Second, you raise an invoice, and account for VAT on it in the normal way.
What if your customer doesn’t pay?
You claim back the VAT from the VAT office on your VAT return under Bad Debt Relief rules. Unfortunately this means you don’t get the VAT back until the debt is six months old, counting from the date payment is due. If you are offering 30 days credit on your invoice you will have to wait seven months from the date of issue to claim bad debt relief.
Using Cash Accounting would bring with it automatic bad debt relief.
Invoices
How do you invoice for the deposit, and subsequent supply? This is relatively straightforward, but causes some confusion as some may expect it to be complicated.

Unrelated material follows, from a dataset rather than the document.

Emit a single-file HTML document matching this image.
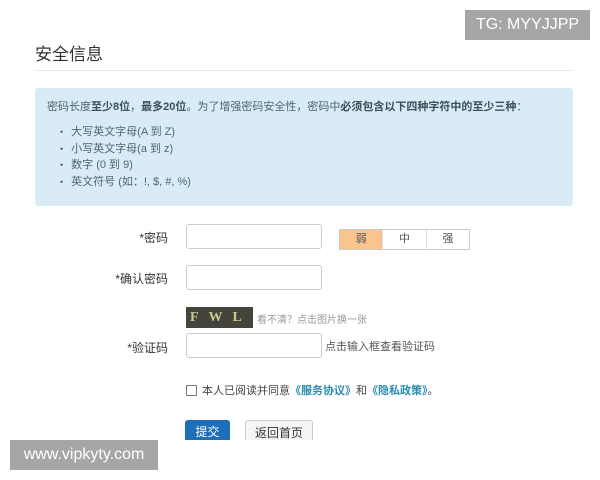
<!DOCTYPE html>
<html><head><meta charset="utf-8"><style>
body{margin:0;width:600px;height:480px;background:#fff;position:relative;overflow:hidden;font-family:"Liberation Sans","Noto Sans CJK SC",sans-serif;color:#555}
.a{position:absolute}
.title{left:35px;top:40px;font-size:17px;color:#333}
.hr{left:35px;top:70px;width:538px;height:1px;background:#e8e8e8}
.info{left:35px;top:88px;width:538px;height:118px;background:#d9ecf5;border-radius:3px}
.info p{margin:0;position:absolute;left:12px;top:10px;font-size:11px;color:#4f6570;white-space:nowrap}
.info p b{color:#3a4f5a}
.info ul{margin:0;padding:0;list-style:none;position:absolute;left:25px;top:36px;font-size:11px;color:#4f6570;line-height:16.7px}
.info li:before{content:"•";margin-right:8px;font-size:9px}
.lab{font-size:12px;color:#333;text-align:right;width:80px}
.inp{left:186px;width:134px;height:23px;border:1px solid #ccc;border-radius:3px;background:#fff}
.str{left:339px;top:229px;width:129px;height:19px;border:1px solid #ccc;display:flex;font-size:11px}
.str div{flex:1;text-align:center;line-height:19px;border-left:1px solid #ddd}
.wm{background:#a6a6a6;color:#fff;font-size:16px;line-height:30px;text-align:center}
</style></head><body>
<div class="a wm" style="left:465px;top:10px;width:125px">TG: MYYJJPP</div>
<div class="a title">安全信息</div>
<div class="a hr"></div>
<div class="a info"><p>密码长度<b>至少8位</b>，<b>最多20位</b>。为了增强密码安全性，密码中<b>必须包含以下四种字符中的至少三种</b>：</p>
<ul><li>大写英文字母(A 到 Z)</li><li>小写英文字母(a 到 z)</li><li>数字 (0 到 9)</li><li>英文符号 (如：!, $, #, %)</li></ul></div>
<div class="a lab" style="left:88px;top:229px">*密码</div>
<div class="a inp" style="top:224px"></div>
<div class="a str"><div style="background:#f9c48e;border-left:none">弱</div><div>中</div><div>强</div></div>
<div class="a lab" style="left:88px;top:270px">*确认密码</div>
<div class="a inp" style="top:265px"></div>
<div class="a" style="left:186px;top:307px;width:67px;height:21px;background:#45443a;color:#c8c890;font:bold 14px 'Liberation Serif',serif;letter-spacing:10px;line-height:21px;padding-left:4px;box-sizing:border-box">FWL</div>
<div class="a" style="left:257px;top:311px;font-size:10px;color:#999">看不清？点击图片换一张</div>
<div class="a lab" style="left:88px;top:339px">*验证码</div>
<div class="a inp" style="top:333px"></div>
<div class="a" style="left:325px;top:338px;font-size:11px;color:#555">点击输入框查看验证码</div>
<div class="a" style="left:186px;top:385px;width:9px;height:9px;border:1px solid #777;border-radius:1px"></div>
<div class="a" style="left:202px;top:382px;font-size:11px;color:#444">本人已阅读并同意<b style="color:#2a8ab0">《服务协议》</b>和<b style="color:#2a8ab0">《隐私政策》</b>。</div>
<div class="a" style="left:185px;top:420px;width:45px;height:30px;background:#1d6fb8;border-radius:3px;color:#fff;font-size:12px;text-align:center;line-height:24px">提交</div>
<div class="a" style="left:245px;top:420px;width:68px;height:30px;background:#f5f5f5;border:1px solid #ccc;border-radius:3px;color:#333;font-size:12px;text-align:center;line-height:24px;box-sizing:border-box">返回首页</div>
<div class="a" style="left:0;top:440px;width:600px;height:40px;background:#fff"></div>
<div class="a wm" style="left:10px;top:440px;width:148px">www.vipkyty.com</div>
</body></html>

The deposit invoice would have the following information on it, in addition to the usual invoice information:
| Deposit for XYZ project | 500.00 |
| VAT | 75.00 |
| Total | 575.00 |
The final invoice would then have this information shown on it:
| Fee for XYZ project | 2,000.00 |
| Less deposit | 500.00 |
| Balance due | 1,500.00 |
| VAT | 225.00 |
| Total due | 1,725.00 |
The total VAT accounted for in this way is £300, which is 15% of £2000.
Beware! When considering asking for deposits remember to mention that VAT will be added to them. If VAT isn’t added to the deposit, the above example would look like this:
| Deposit for XYZ project | 434.78 |
| VAT | 65.22 |
| Total | 500.00 |
The final invoice would then have this information shown on it:
| Fee for XYZ project | 2,000.00 |
| Less deposit | 434.78 |
| Balance due | 1,565.22 |
| VAT | 234.78 |
| Total due | 1,800.00 |
This still results in you receiving a total of £2,000, and accounting for VAT of £300, but the deposit received was nearly 22%, rather than 25% wanted.
If you operate cash accounting you avoid the bad debt relief problem. More information on the cash accounting scheme will be posted soon.
If you have been, thank you for reading.
Any questions? Comments? Please leave them below. Thank you.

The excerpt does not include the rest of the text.